Acceptance of these ideas necessitates a drastic downsizing of city (and, in fact, all) government. Early on, Goldsmith instituted the “Yellow Pages Test,” namely, if the city was doing something also done by companies advertising in the yellow pages, it should stop. Applying that test, he got Indianapolis out of the printing, window-washing, and nursery businesses (growing trees, that is–not the kind of government nursery our national nannies have in mind), among others.

But that was relatively easy. Goldsmith’s real insight was in seeing that it would be possible to make a market where none existed so that taxpayers could reap the benefits of competition. He emphasizes repeatedly that it is not necessarily privatization but competition that enhances efficiency. Consider, for example, the towing of abandoned cars. It was a city monopoly. A look in the yellow pages found no firms doing it. Goldsmith wasn’t satisfied with merely trying to get the city monopoly to become a bit more efficient. He decided to throw it open to bids from anyone with experience in the disposing of used cars.

The winning bid came from ADESA Auctions, which knew very well the business of selling used vehicles. The results were excellent. In the last year before competition, the city had towed 900 vehicles for a net loss of $174,000. In the first two years of the ADESA contract, the company towed over 2,300 abandoned vehicles, sold them, and paid the city $500,000. Competition works.

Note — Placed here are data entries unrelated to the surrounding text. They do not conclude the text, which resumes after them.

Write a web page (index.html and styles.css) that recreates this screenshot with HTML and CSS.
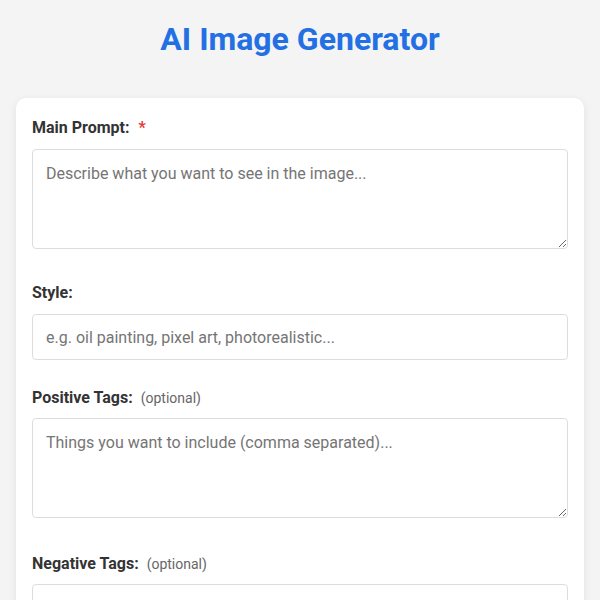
FILE: index.html
```html
<!DOCTYPE html>
<html lang="en">
<head>
<meta charset="utf-8">
<title>AI Image Generator</title>
<link rel="stylesheet" href="styles.css">
</head>
<body>
  <h1 class="title">AI Image Generator</h1>
  <form class="card">
    <div class="group group-area">
      <label class="label" for="prompt">Main Prompt: <span class="req">*</span></label>
      <textarea id="prompt" class="field area" placeholder="Describe what you want to see in the image..."></textarea>
    </div>
    <div class="group group-input">
      <label class="label" for="style">Style:</label>
      <input id="style" class="field input" type="text" placeholder="e.g. oil painting, pixel art, photorealistic...">
    </div>
    <div class="group group-area">
      <label class="label label-opt" for="pos">Positive Tags: <span class="opt">(optional)</span></label>
      <textarea id="pos" class="field area" placeholder="Things you want to include (comma separated)..."></textarea>
    </div>
    <div class="group group-area">
      <label class="label label-opt" for="neg">Negative Tags: <span class="opt">(optional)</span></label>
      <textarea id="neg" class="field area" placeholder="Things you want to avoid (comma separated)..."></textarea>
    </div>
  </form>
</body>
</html>
```
FILE: styles.css
```css
* { box-sizing: border-box; }
html, body { margin: 0; }
body {
  background: #f4f4f4;
  font-family: Roboto, "Liberation Sans", sans-serif;
  color: #333;
  padding: 21px 16px 16px;
}
.title {
  margin: 0 0 40px;
  text-align: center;
  font-size: 32px;
  font-weight: 700;
  line-height: 37px;
  color: #2270e4;
}
.card {
  background: #fff;
  border-radius: 10px;
  box-shadow: 0 2px 8px rgba(0, 0, 0, 0.08);
  padding: 20px 16px 16px;
}
.group-area { margin-bottom: 34px; }
.group-input { margin-bottom: 28px; }
.group-area + .group-area { margin-top: 36px; }
.label {
  display: block;
  font-size: 16px;
  font-weight: 700;
  line-height: 19px;
  margin-bottom: 12px;
  color: #333;
}
.label-opt { margin-bottom: 10px; }
.req {
  color: #e53935;
  margin-left: 5px;
}
.opt {
  font-weight: 400;
  font-size: 14px;
  color: #666;
  margin-left: 4px;
}
.field {
  display: block;
  width: 100%;
  border: 1px solid #ddd;
  border-radius: 4px;
  padding: 12px 13px;
  font-family: Roboto, "Liberation Sans", sans-serif;
  font-size: 16px;
  line-height: 19px;
  color: #333;
  background: #fff;
  margin: 0;
}
.field::placeholder { color: #757575; }
.area { height: 100px; resize: vertical; padding-top: 14px; }
.input { height: 46px; }
```
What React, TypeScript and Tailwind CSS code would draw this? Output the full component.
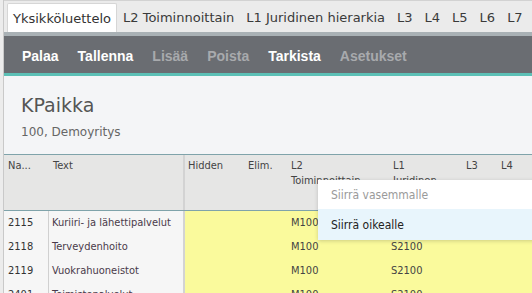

Harder cases: what about welfare and “public” education? Goldsmith calls for “An End to Social Programs;” but this chapter title doesn’t exactly convey the book’s message. Ending social programs would entail the repeal of government handouts, relying completely on voluntary efforts to assist needy people. Goldsmith writes, “Welfare as a social program must cease to exist. In its place should be transitional help, job placement and family rebuilding . . . . Public assistance will be the bottom rung of a ladder toward self-sufficiency.” No doubt that would be better than the status quo, but why accept the “need” for even bottom-rung public assistance? Why cave in to the idea that government at any level must be responsible for providing transitional help? We shouldn’t.

On the subject of education, Goldsmith also stops short of the real solution. Unfortunately, mayors can neither change the state and federal laws that have so thoroughly mangled the market for education nor drop out of the system. But they are free to advocate the return to a free market. Goldsmith doesn’t. He speaks favorably of the private Choice Trust scholarship program to help poor parents afford the tuition at private schools (a great idea that ought to be pushed from coast to coast), but is apparently willing to live with “public education” (government schools, as Milton Friedman insisted to him) as long as it contracts out noninstructional services to concentrate on “their core service.” Education is just no business of the government and needs to be pulled out by the roots. If Mayor Goldsmith understands this, he didn’t say it.

Nevertheless, there is a lot of good in this book. If you live in or near a city administered by politicians who are in the thrall of the accepted wisdom on urban policy (almost every one of them), I suggest buying it and then using it to do everything you can to make life miserable for your mayor.